**What the task asks:**
Pick out the lines below with "styles" and list them.

**Data:**
■ ■ ■

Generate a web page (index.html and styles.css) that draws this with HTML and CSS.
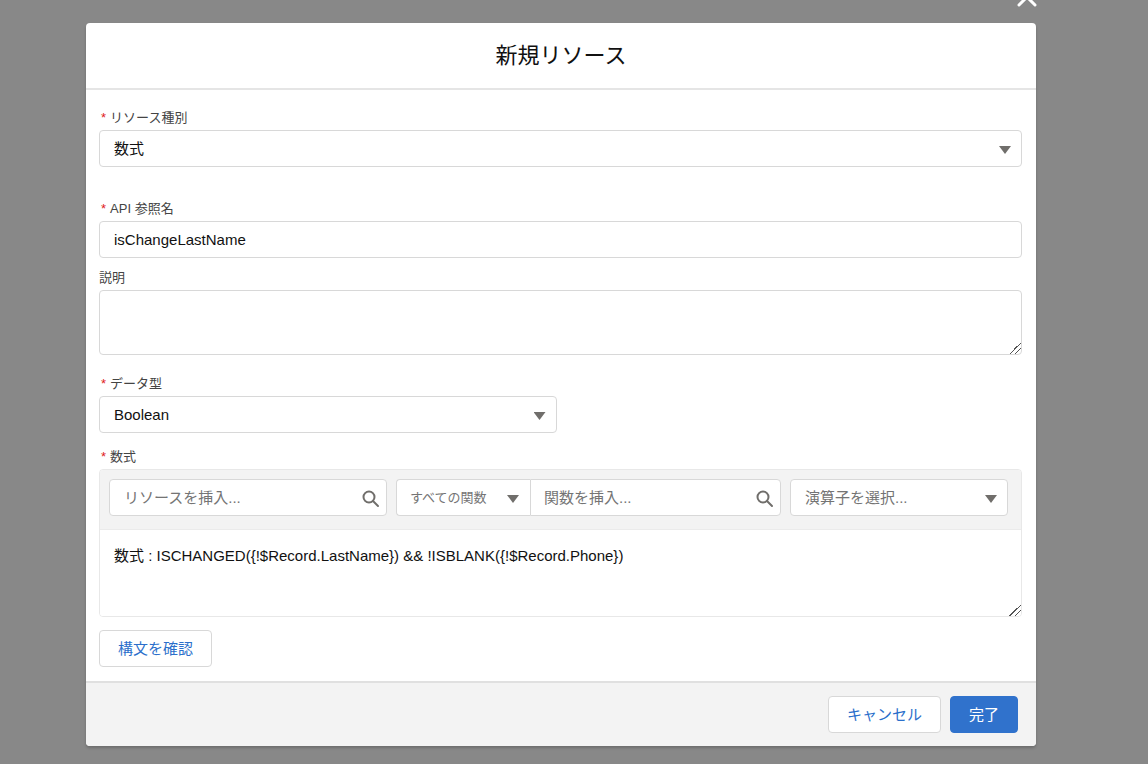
FILE: index.html
```html
<!DOCTYPE html>
<html lang="ja">
<head>
<meta charset="utf-8">
<title>新規リソース</title>
<link rel="stylesheet" href="styles.css">
</head>
<body>
<div class="backdrop">
  <section class="modal" role="dialog" aria-modal="true" aria-labelledby="title">
    <button class="close" type="button" aria-label="閉じる">
      <svg viewBox="0 0 22 22" width="22" height="22" aria-hidden="true"><path d="M3 3L19 19M19 3L3 19"/></svg>
    </button>
    <header class="modal-header"><h1 id="title">新規リソース</h1></header>
    <form class="modal-body">
      <div class="field field-type">
        <label class="label required" for="type">リソース種別</label>
        <div class="select"><select class="control" id="type"><option>数式</option></select></div>
      </div>
      <div class="field field-api">
        <label class="label required" for="api">API 参照名</label>
        <input class="control" id="api" type="text" value="isChangeLastName">
      </div>
      <div class="field field-description">
        <label class="label" for="description">説明</label>
        <textarea class="control description" id="description"></textarea>
      </div>
      <div class="field field-data">
        <label class="label required" for="data">データ型</label>
        <div class="select"><select class="control" id="data"><option>Boolean</option></select></div>
      </div>
      <div class="field field-formula">
        <label class="label required" for="formula">数式</label>
        <div class="editor">
          <div class="toolbar">
            <div class="search">
              <input class="control" type="text" placeholder="リソースを挿入..." aria-label="リソースを挿入">
              <svg class="search-icon" viewBox="0 0 18 18" width="18" height="18" aria-hidden="true"><circle cx="7" cy="7" r="5.5"/><path d="M11 11L16 16"/></svg>
            </div>
            <div class="functions">
              <div class="select"><select class="control category" aria-label="関数の種類"><option>すべての関数</option></select></div>
              <div class="search">
                <input class="control" type="text" placeholder="関数を挿入..." aria-label="関数を挿入">
                <svg class="search-icon" viewBox="0 0 18 18" width="18" height="18" aria-hidden="true"><circle cx="7" cy="7" r="5.5"/><path d="M11 11L16 16"/></svg>
              </div>
            </div>
            <div class="select"><select class="control muted" aria-label="演算子を選択"><option>演算子を選択...</option></select></div>
          </div>
          <textarea class="formula" id="formula" spellcheck="false">数式 : ISCHANGED({!$Record.LastName}) &amp;&amp; !ISBLANK({!$Record.Phone})</textarea>
        </div>
      </div>
      <button class="button check" type="button">構文を確認</button>
    </form>
    <footer class="modal-footer">
      <button class="button" type="button">キャンセル</button>
      <button class="button primary" type="button">完了</button>
    </footer>
  </section>
</div>
</body>
</html>
```
FILE: styles.css
```css
* { box-sizing: border-box; }

body {
  margin: 0;
  background: #888;
  color: #111;
  font: 15px/24px "Liberation Sans", "Noto Sans CJK JP", sans-serif;
}

button, input, select, textarea { font: inherit; color: inherit; }

.backdrop { min-height: 100vh; padding: 23px 112px 18px 86px; }

.modal {
  position: relative;
  border-radius: 4px;
  background: #fff;
  box-shadow: 0 2px 3px rgba(0, 0, 0, .2);
}

.close {
  position: absolute;
  top: -37px;
  right: -2px;
  display: flex;
  padding: 0;
  border: 0;
  background: none;
}

.close svg { fill: none; stroke: #fff; stroke-width: 3; stroke-linecap: round; }

.modal-header { padding: 16px; border-bottom: 2px solid #e5e5e5; }

h1 { margin: 0; font-size: 22px; line-height: 33px; font-weight: 400; text-align: center; }

.modal-body { padding: 18px 14px 14px 13px; }

.field-type { margin-bottom: 32px; }
.field-api { margin-bottom: 10px; }
.field-description { margin-bottom: 19px; }
.field-data { width: calc(50% - 4px); margin-bottom: 14px; }
.field-formula { margin-bottom: 13px; }

.label { display: block; height: 22px; color: #444; font-size: 13px; line-height: 19px; }
.required::before { content: "*"; margin: 0 4px 0 2px; color: #e02020; }

.control {
  display: block;
  width: 100%;
  height: 37px;
  padding: 0 14px;
  border: 1px solid #d8d8d8;
  border-radius: 4px;
  background: #fff;
  outline: 0;
}

.description { height: 65px; padding: 8px 14px; }

.select, .search { position: relative; }
.select select { appearance: none; padding-right: 32px; }

.select::after {
  content: "";
  position: absolute;
  top: 16px;
  right: 11px;
  width: 12px;
  height: 8px;
  background: #706e6b;
  clip-path: polygon(0 0, 100% 0, 50% 100%);
  pointer-events: none;
}

.search .control { padding-right: 32px; }
.search-icon { position: absolute; top: 11px; right: 7px; fill: none; stroke: #706e6b; stroke-width: 2; stroke-linecap: round; }

::placeholder { color: #747474; opacity: 1; }
.muted { color: #747474; }

textarea::-webkit-resizer {
  background: linear-gradient(135deg, transparent 60%, #555 60% 65%, transparent 65% 77%, #555 77% 82%, transparent 82%);
}

.editor { border: 1px solid #e8e8e8; border-radius: 4px; overflow: hidden; }

.toolbar {
  display: grid;
  grid-template-columns: 278fr 385fr 218fr;
  gap: 9px;
  padding: 9px 13px 13px 9px;
  border-bottom: 1px solid #ebebeb;
  background: #f3f3f3;
}

.functions { display: grid; grid-template-columns: 134fr 251fr; }
.functions .select .control { border-right: 0; border-radius: 4px 0 0 4px; }
.functions .search .control { border-radius: 0 4px 4px 0; }
.functions .control { padding-left: 13px; }
.category { color: #747474; font-size: 13px; }

.formula {
  display: block;
  width: 100%;
  height: 86px;
  padding: 14px;
  border: 0;
  background: #fff;
  outline: 0;
  resize: vertical;
}

.button {
  height: 37px;
  padding: 0 18px;
  border: 1px solid #d8d8d8;
  border-radius: 4px;
  background: #fff;
  color: #2b6fcb;
}

.check { display: block; }

.primary { border-color: #3072cc; background: #3072cc; color: #fff; }

.modal-footer {
  display: flex;
  justify-content: flex-end;
  gap: 9px;
  padding: 13px 18px;
  border-top: 2px solid #e0e0e0;
  border-radius: 0 0 4px 4px;
  background: #f3f3f3;
}
```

■ ■ ■

**Response:**
Generate a web page (index.html and styles.css) that draws this with HTML and CSS.
<link rel="stylesheet" href="styles.css">
FILE: styles.css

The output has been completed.